Researchers in Guangdong province, China, have been exploring the potential for improved light extraction from nitride semiconductor light-emitting diodes (LEDs) on patterned sapphire substrates with spherical cap bumps [Haiyan Wang et al, Jpn. J. Appl. Phys., vol52, p092101, 2013].
Patterned sapphire substrates (PSSs) can improve LED performance by improving the crystal quality of the light-emitting nitride semiconductor material and enhancing light extraction. Gallium nitride (GaN) semiconductor LEDs on flat sapphire suffer from total internal reflection back into the device due to larger differences in refractive index. Patterning can reduce the amount of reflection. Hemispherical and truncated cones are popular shapes for such patterning.
The team from South China University of Technology and NVC Lighting Technology Corporation first performed extensive simulations of different spherical cap geometries to find the optimum radius, height and spacing. The simulations suggested that a 10% enhancement in light output could be achieved with flip-chip packaged LEDs where the radiation is mainly through the substrate and side-walls of the device.

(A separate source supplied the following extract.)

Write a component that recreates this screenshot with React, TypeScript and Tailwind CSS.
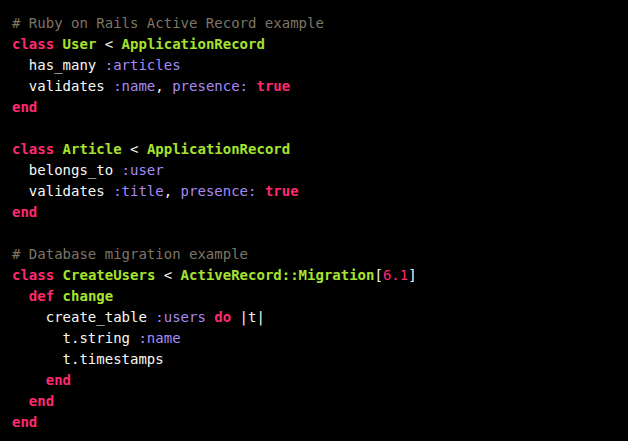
import React from "react";

type Tok = [string, string?];

const K = "text-[#ff2a6e] font-bold";
const C = "text-[#a6e22e] font-bold";
const S = "text-[#a88af5]";
const M = "text-[#7d7565]";
const N = "text-[#ff2a6e]";

const lines: Tok[][] = [
  [["# Ruby on Rails Active Record example", M]],
  [["class", K], [" "], ["User", C], [" < "], ["ApplicationRecord", C]],
  [["  has_many "], [":articles", S]],
  [["  validates "], [":name", S], [", "], ["presence:", S], [" "], ["true", K]],
  [["end", K]],
  [],
  [["class", K], [" "], ["Article", C], [" < "], ["ApplicationRecord", C]],
  [["  belongs_to "], [":user", S]],
  [["  validates "], [":title", S], [", "], ["presence:", S], [" "], ["true", K]],
  [["end", K]],
  [],
  [["# Database migration example", M]],
  [["class", K], [" "], ["CreateUsers", C], [" < "], ["ActiveRecord::Migration", C], ["["], ["6.1", N], ["]"]],
  [["  "], ["def", K], [" "], ["change", C]],
  [["    create_table "], [":users", S], [" "], ["do", K], [" |t|"]],
  [["      t.string "], [":name", S]],
  [["      t.timestamps"]],
  [["    "], ["end", K]],
  [["  "], ["end", K]],
  [["end", K]],
];

export default function App() {
  return (
    <div className="w-[628px] h-[441px] bg-black overflow-hidden">
      <pre
        className="m-0 px-3 pt-[13px] text-[14px] leading-[21px] text-[#f8f8f2] whitespace-pre"
        style={{ fontFamily: '"DejaVu Sans Mono", "Liberation Mono", monospace' }}
      >
        {lines.map((l, i) => (
          <div key={i} className="h-[21px]">
            {l.map(([t, c], j) => (
              <span key={j} className={c}>
                {t}
              </span>
            ))}
          </div>
        ))}
      </pre>
    </div>
  );
}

The researchers then prepared two different patterned sapphire substrates: one (HPSS) with 3.45μm-radius hemispherical bumps with 1.6μm edge spacing, and the other an optimized 3.4μm-radius spherical cap (SCPSS) of 2.78μm height with 1.7μm edge spacing (Figure 1). The bumps were arranged in hexagonal arrays to match the crystal structure of the overlying nitride semiconductor material. The patterning was performed by inductively coupled plasma etch where the etch time and plasma flux were controlled.
Figure 1: As-prepared spherical cap-shaped PSS. (a) In-plane scanning electron micrograph and (b) low-magnification cross-sectional transmission electron micrograph after epitaxial growth of LED structure.
The researchers point out that, since the etch depth for the SCPSS is less than for HPSS, less photoresist and shorter etch times are required compared with HPSS fabrication. Consequently, fabrication costs would be reduced – a very promising feature for ‘industrial mass production’.
Nitride semiconductor layers were applied using metal-organic chemical vapor deposition (MOCVD). X-ray analysis suggested that the quality of the crystal structures were similar on the different structures, so any difference in performance should be mostly attributed to differences in light extraction and not internal quantum efficiency.
Figure 2: Comparison of EL spectra from LED chips grown on HPSS, up-to-date commercial PSS, and SCPSS.
The electroluminescence (EL) measurements showed a 12% increase in intensity for LEDs produced on the optimized SCPSS substrate (Figure 2). The researchers also compared their devices with LEDs produced on commercial patterned sapphire with cone-shape bumps. The optimized SCPSS LEDs demonstrated a 15% increase in intensity over LEDs produced on commercial patterned sapphire.